How do the hardness levels vary between 24k, 22k, and 18k gold?
24k gold, being 99.9% pure, is the softest form of gold with a low hardness level due to its purity. As you look at 22k and 18k gold, they are harder because they are alloyed with other metals. The amount of gold—91.6% in 22k and 75% in 18k—dictates their improved hardness.
How does the hardness of a gold ring compare to pure gold?
A gold ring is typically made from an alloy such as 14k or 18k gold and is harder than pure gold due to its composition. The additional metals within the alloy increase its resistance to scratches and deformations.
What are the factors that affect the hardness of gold alloys?
Gold alloy hardness is influenced by the type and percentage of metals mixed with the gold, the thermal treatment used during processing, and the work hardening the material undergoes. Copper, silver, nickel, and zinc are common alloying metals that can enhance hardness.
How does gold's hardness compare to that of other precious metals like silver and copper?

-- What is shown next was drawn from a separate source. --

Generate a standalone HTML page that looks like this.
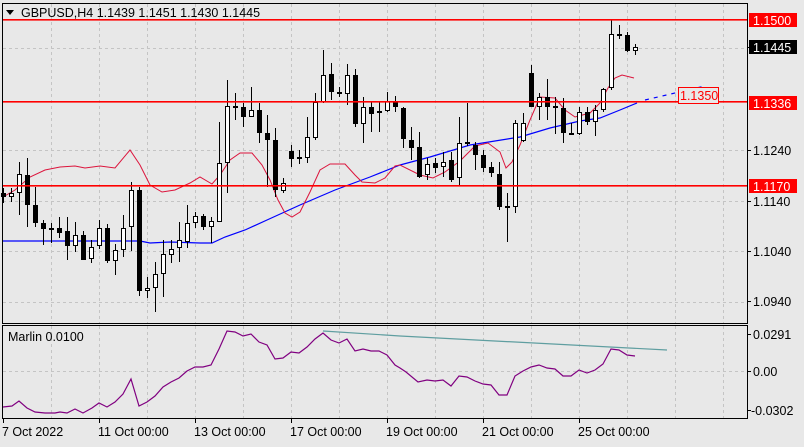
<!DOCTYPE html>
<html><head><meta charset="utf-8"><style>
html,body{margin:0;padding:0;background:#e8e8e8;}
body{width:804px;height:442px;overflow:hidden;font-family:"Liberation Sans",sans-serif;}
svg text{font-family:"Liberation Sans",sans-serif;font-size:12.5px;}
</style></head><body>
<svg id="s" width="804" height="442" viewBox="0 0 804 442" xmlns="http://www.w3.org/2000/svg">
<rect width="804" height="442" fill="#e8e8e8"/>
<g id="grid" stroke="#c4c4c4" stroke-dasharray="3,3" stroke-width="1" shape-rendering="crispEdges"></g>
<g shape-rendering="auto" fill="none">
<polyline stroke="#0000ff" stroke-width="1.2" points="3,241 140,241 150,243 170,242 200,243 212,243 225,237 245,230 267,220 300,205 335,190 370,177 400,165 430,157 470,145 520,137 550,128 580,121 600,118 620,110 637,103"/>
<polyline stroke="#0000ff" stroke-width="1.2" stroke-dasharray="4,5" points="645,100 705,86"/>
<polyline stroke="#dc143c" stroke-width="1" points="3,197 15,190 30,177 45,170 60,167 75,166 85,168 100,166 115,168 130,150 140,165 150,185 162,192 175,190 190,183 200,177 212,184 220,175 230,160 240,153 252,153 262,165 270,180 278,200 285,213 292,217 300,212 310,192 320,170 330,164 345,164 355,175 362,182 375,183 385,178 395,166 400,165 420,175 433,178 445,172 460,161 475,146 488,143 500,152 506,168 512,162 520,145 530,120 540,97 555,98 565,110 575,117 590,113 600,103 608,88 615,78 622,75 634,78"/>
</g>
<g id="candles" shape-rendering="crispEdges"></g>
<rect x="3" y="19" width="744" height="1.6" fill="#ff0000"/>
<rect x="3" y="101" width="744" height="1.6" fill="#ff0000"/>
<rect x="3" y="185" width="744" height="1.6" fill="#ff0000"/>
<g shape-rendering="crispEdges">
<rect x="2.5" y="3.5" width="745" height="320" fill="none" stroke="#000"/>
<rect x="2.5" y="325.5" width="745" height="93" fill="none" stroke="#000"/>
<line x1="3" y1="371.5" x2="747" y2="371.5" stroke="#c4c4c4" stroke-dasharray="3,3"/>
</g>
<g shape-rendering="auto" fill="none">
<polyline stroke="#5f9ea0" stroke-width="1.2" points="323,331 400,336 667,350"/>
<polyline stroke="#800080" stroke-width="1.2" points="3,407 12,406 19,401 27,408 35,412 45,413 55,413 60,412 67,413 75,409 83,413 92,408 99,403 107,407 115,402 123,394 131,379 139,406 147,402 155,396 163,387 171,382 179,378 187,371 195,367 203,367 211,365 219,349 227,331 235,332 243,336 251,334 259,342 267,345 275,359 283,358 291,352 299,353 307,347 315,339 323,333 331,340 339,343 347,339 355,351 363,349 371,351 379,351 387,355 395,365 400,368 406,372 418,382 427,380 435,381 443,380 451,386 459,376 467,377 475,381 483,384 491,385 499,395 507,395 515,376 523,371 531,367 539,365 547,368 555,369 563,376 571,376 579,370 587,373 595,370 603,364 611,349 619,350 627,355 635,356"/>
</g>
<text x="8" y="341" fill="#000">Marlin 0.0100</text>
<polygon points="6,10 14,10 10,15" fill="#000"/>
<text x="21" y="17" fill="#000">GBPUSD,H4  1.1439 1.1451 1.1430 1.1445</text>
<g stroke="#000" shape-rendering="crispEdges">
<line x1="747" y1="150.5" x2="751" y2="150.5"/><line x1="747" y1="201.5" x2="751" y2="201.5"/>
<line x1="747" y1="251.5" x2="751" y2="251.5"/><line x1="747" y1="301.5" x2="751" y2="301.5"/>
<line x1="747" y1="334.5" x2="751" y2="334.5"/><line x1="747" y1="371.5" x2="751" y2="371.5"/><line x1="747" y1="410.5" x2="751" y2="410.5"/>
<line x1="747" y1="47.5" x2="751" y2="47.5"/>
</g>
<rect x="749" y="13" width="48" height="14" fill="#ff0000"/>
<text x="753" y="25" fill="#fff">1.1500</text>
<rect x="749" y="40" width="48" height="14" fill="#000"/>
<text x="753" y="52" fill="#fff">1.1445</text>
<rect x="749" y="96" width="48" height="14" fill="#ff0000"/>
<text x="753" y="108" fill="#fff">1.1336</text>
<rect x="749" y="179" width="48" height="14" fill="#ff0000"/>
<text x="753" y="191" fill="#fff">1.1170</text>
<g fill="#000">
<text x="753" y="155">1.1240</text>
<text x="753" y="206">1.1140</text>
<text x="753" y="256">1.1040</text>
<text x="753" y="306">1.0940</text>
<text x="753" y="339">0.0291</text>
<text x="753" y="376">0.00</text>
<text x="751" y="415">-0.0302</text>
</g>
<rect x="678.5" y="87.5" width="40" height="16" fill="#e8e8e8" stroke="#ff0000" shape-rendering="crispEdges"/>
<text x="680" y="100" fill="#ff0000">1.1350</text>
<g stroke="#000" shape-rendering="crispEdges">
<line x1="3.5" y1="419" x2="3.5" y2="423"/><line x1="99.5" y1="419" x2="99.5" y2="423"/>
<line x1="195.5" y1="419" x2="195.5" y2="423"/><line x1="291.5" y1="419" x2="291.5" y2="423"/>
<line x1="387.5" y1="419" x2="387.5" y2="423"/><line x1="483.5" y1="419" x2="483.5" y2="423"/>
<line x1="579.5" y1="419" x2="579.5" y2="423"/>
</g>
<g fill="#000">
<text x="2" y="436">7 Oct 2022</text>
<text x="98" y="436">11 Oct 00:00</text>
<text x="194" y="436">13 Oct 00:00</text>
<text x="290" y="436">17 Oct 00:00</text>
<text x="386" y="436">19 Oct 00:00</text>
<text x="482" y="436">21 Oct 00:00</text>
<text x="578" y="436">25 Oct 00:00</text>
</g>
</svg>
<script>
var NS="http://www.w3.org/2000/svg";
var g=document.getElementById("grid");
function ln(p,a){var e=document.createElementNS(NS,"line");for(var k in a)e.setAttribute(k,a[k]);p.appendChild(e);return e;}
for(var x=51;x<747;x+=48){ln(g,{x1:x+.5,y1:4,x2:x+.5,y2:323});ln(g,{x1:x+.5,y1:326,x2:x+.5,y2:418});}
[48,150,201,251,302].forEach(function(y){ln(g,{x1:3,y1:y+.5,x2:747,y2:y+.5});});
var d=[
"b,193,197,188,203","w,193,197,188,202","w,174,193,162,215","b,175,205,158,227","b,205,223,187,227","b,223,229,220,245","b,228,230,223,243","b,228,233,217,238","b,231,246,217,260","w,235,246,222,252",
"b,235,260,231,260","w,247,259,240,263","w,228,246,220,249","b,228,261,224,263","w,250,261,244,275","w,228,250,215,257","w,190,227,182,251","b,190,291,187,296","w,288,291,277,298","w,274,288,262,312",
"w,254,274,240,297","w,249,255,240,263","w,240,248,222,262","w,223,242,205,248","w,216,223,212,228","b,216,227,214,230","w,221,227,217,243","w,163,222,122,222","w,106,163,80,193","b,106,108,93,120",
"b,107,117,103,127","w,110,117,87,117","b,110,133,103,143","b,133,140,115,187","b,140,190,128,197","w,183,191,178,193","b,151,159,145,167","b,157,159,150,164","w,137,158,117,163","w,102,138,93,140",
"w,75,102,50,103","b,74,92,63,100","b,92,94,87,97","w,75,94,64,105","b,75,124,69,127","w,107,124,97,143","b,107,114,102,132","w,111,113,102,132","w,101,111,92,112","b,101,107,96,112",
"b,108,139,107,148","b,140,148,127,160","b,147,177,132,178","w,164,175,158,180","b,163,168,158,173","w,162,167,152,177","b,160,180,152,182","w,143,178,117,185","b,142,144,103,146","b,145,155,142,170",
"b,155,168,150,172","b,167,173,162,177","b,174,207,162,210","b,206,208,193,242","w,123,207,120,213","w,123,141,113,142","b,73,107,65,107","w,97,107,93,120","b,97,107,79,120","b,106,108,97,134",
"b,108,133,98,143","b,133,135,123,135","w,112,134,107,135","b,112,122,107,125","w,110,122,105,136","w,89,110,88,112","w,34,88,19,90","b,34,36,25,39","b,35,51,32,52","w,47,51,44,55"];
var c=document.getElementById("candles");
d.forEach(function(s,i){var a=s.split(",");var x=3+8*i;var t=+a[1],b=+a[2],h=+a[3],l=+a[4];
ln(c,{x1:x+.5,y1:h,x2:x+.5,y2:l,stroke:"#000"});
var r=document.createElementNS(NS,"rect");
if(b-t<2){b=t+2;}
r.setAttribute("x",x-2+.5);r.setAttribute("y",t+.5);r.setAttribute("width",4);r.setAttribute("height",Math.max(1,b-t-1));
r.setAttribute("fill",a[0]=="w"?"#fff":"#000");r.setAttribute("stroke","#000");c.appendChild(r);});
</script>
</body></html>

Gold is softer than many commonly used metals; pure gold has a lower hardness compared to silver and copper. Alloying gold with other metals can increase its hardness to a level closer to or exceeding these other metals, depending on the alloy composition.
What techniques are used to measure the hardness of gold jewelry?
The Vickers and Mohs scales are commonly used to measure the hardness of gold jewelry. The Vickers test, which measures hardness based on resistance to indentation with a diamond pyramid, is especially suited for metals like gold alloys.
Can the hardness of gold be altered during the jewelry making process?
Yes, the hardness of gold can be altered during jewelry making through work hardening and thermal treatments. Hammering, bending, and shaping gold can increase its hardness, while annealing (heating and cooling) can restore its ductility.